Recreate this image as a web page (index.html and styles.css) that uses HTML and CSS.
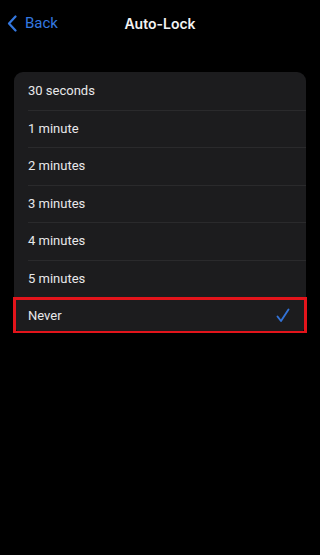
FILE: index.html
```html
<!DOCTYPE html>
<html lang="en">
<head>
  <meta charset="UTF-8">
  <meta name="viewport" content="width=device-width, initial-scale=1.0">
  <title>Auto-Lock</title>
  <link rel="stylesheet" href="styles.css">
</head>
<body>
  <header class="nav">
    <a class="back" href="#">
      <svg class="chevron" width="10" height="17" viewBox="0 0 10 17">
        <path d="M8.5 1.5 L2 8.5 L8.5 15.5" fill="none" stroke="#3478e0" stroke-width="2.2" stroke-linecap="round" stroke-linejoin="round"/>
      </svg>
      <span>Back</span>
    </a>
    <h1>Auto-Lock</h1>
  </header>

  <ul class="list">
    <li class="row">30 seconds</li>
    <li class="row">1 minute</li>
    <li class="row">2 minutes</li>
    <li class="row">3 minutes</li>
    <li class="row">4 minutes</li>
    <li class="row">5 minutes</li>
    <li class="row selected">
      Never
      <svg class="check" width="14" height="15" viewBox="0 0 14 15">
        <path d="M1.5 8.5 L5 13 L12.5 1.5" fill="none" stroke="#3272d6" stroke-width="1.9" stroke-linecap="round" stroke-linejoin="round"/>
      </svg>
    </li>
  </ul>
</body>
</html>
```

FILE: styles.css
```css
body {
  margin: 0;
  background: #000;
  color: #e8e8ea;
  font-family: Roboto, "Noto Sans", sans-serif;
}
.nav {
  position: relative;
  height: 46px;
  display: flex;
  align-items: center;
  justify-content: center;
}
.nav h1 {
  margin: 0;
  font-family: Inter, Roboto, sans-serif;
  font-size: 14px;
  font-weight: 600;
  color: #f2f2f2;
}
.back {
  position: absolute;
  left: 7px;
  top: 14px;
  display: flex;
  align-items: center;
  gap: 8px;
  color: #3478e0;
  text-decoration: none;
  font-size: 15px;
}
.list {
  list-style: none;
  margin: 26px 14px 0;
  padding: 0;
  background: #1c1c1e;
  border-radius: 9px;
}
.row {
  position: relative;
  height: 37.5px;
  display: flex;
  align-items: center;
  justify-content: space-between;
  padding: 0 14px;
  font-size: 13px;
}
.row + .row::before {
  content: "";
  position: absolute;
  top: 0;
  left: 14px;
  right: 0;
  height: 1px;
  background: #2a2a2c;
}
.selected {
  height: 35px;
  margin-top: 1px;
  outline: 3px solid #e3141b;
  outline-offset: -2px;
}
.selected::before {
  display: none;
}
.check {
  margin-right: 2px;
}
```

....

* Short exercise:
Transcribe the material exactly, leaving every picture out.

* The result:
Recreate this image as a web page (index.html and styles.css) that uses HTML and CSS.
FILE: index.html
```html
<!DOCTYPE html>
<html lang="en">
<head>
  <meta charset="UTF-8">
  <meta name="viewport" content="width=device-width, initial-scale=1.0">
  <title>Auto-Lock</title>
  <link rel="stylesheet" href="styles.css">
</head>
<body>
  <header class="nav">
    <a class="back" href="#">
      <svg class="chevron" width="10" height="17" viewBox="0 0 10 17">
        <path d="M8.5 1.5 L2 8.5 L8.5 15.5" fill="none" stroke="#3478e0" stroke-width="2.2" stroke-linecap="round" stroke-linejoin="round"/>
      </svg>
      <span>Back</span>
    </a>
    <h1>Auto-Lock</h1>
  </header>

  <ul class="list">
    <li class="row">30 seconds</li>
    <li class="row">1 minute</li>
    <li class="row">2 minutes</li>
    <li class="row">3 minutes</li>
    <li class="row">4 minutes</li>
    <li class="row">5 minutes</li>
    <li class="row selected">
      Never
      <svg class="check" width="14" height="15" viewBox="0 0 14 15">
        <path d="M1.5 8.5 L5 13 L12.5 1.5" fill="none" stroke="#3272d6" stroke-width="1.9" stroke-linecap="round" stroke-linejoin="round"/>
      </svg>
    </li>
  </ul>
</body>
</html>
```

FILE: styles.css
```css
body {
  margin: 0;
  background: #000;
  color: #e8e8ea;
  font-family: Roboto, "Noto Sans", sans-serif;
}
.nav {
  position: relative;
  height: 46px;
  display: flex;
  align-items: center;
  justify-content: center;
}
.nav h1 {
  margin: 0;
  font-family: Inter, Roboto, sans-serif;
  font-size: 14px;
  font-weight: 600;
  color: #f2f2f2;
}
.back {
  position: absolute;
  left: 7px;
  top: 14px;
  display: flex;
  align-items: center;
  gap: 8px;
  color: #3478e0;
  text-decoration: none;
  font-size: 15px;
}
.list {
  list-style: none;
  margin: 26px 14px 0;
  padding: 0;
  background: #1c1c1e;
  border-radius: 9px;
}
.row {
  position: relative;
  height: 37.5px;
  display: flex;
  align-items: center;
  justify-content: space-between;
  padding: 0 14px;
  font-size: 13px;
}
.row + .row::before {
  content: "";
  position: absolute;
  top: 0;
  left: 14px;
  right: 0;
  height: 1px;
  background: #2a2a2c;
}
.selected {
  height: 35px;
  margin-top: 1px;
  outline: 3px solid #e3141b;
  outline-offset: -2px;
}
.selected::before {
  display: none;
}
.check {
  margin-right: 2px;
}
```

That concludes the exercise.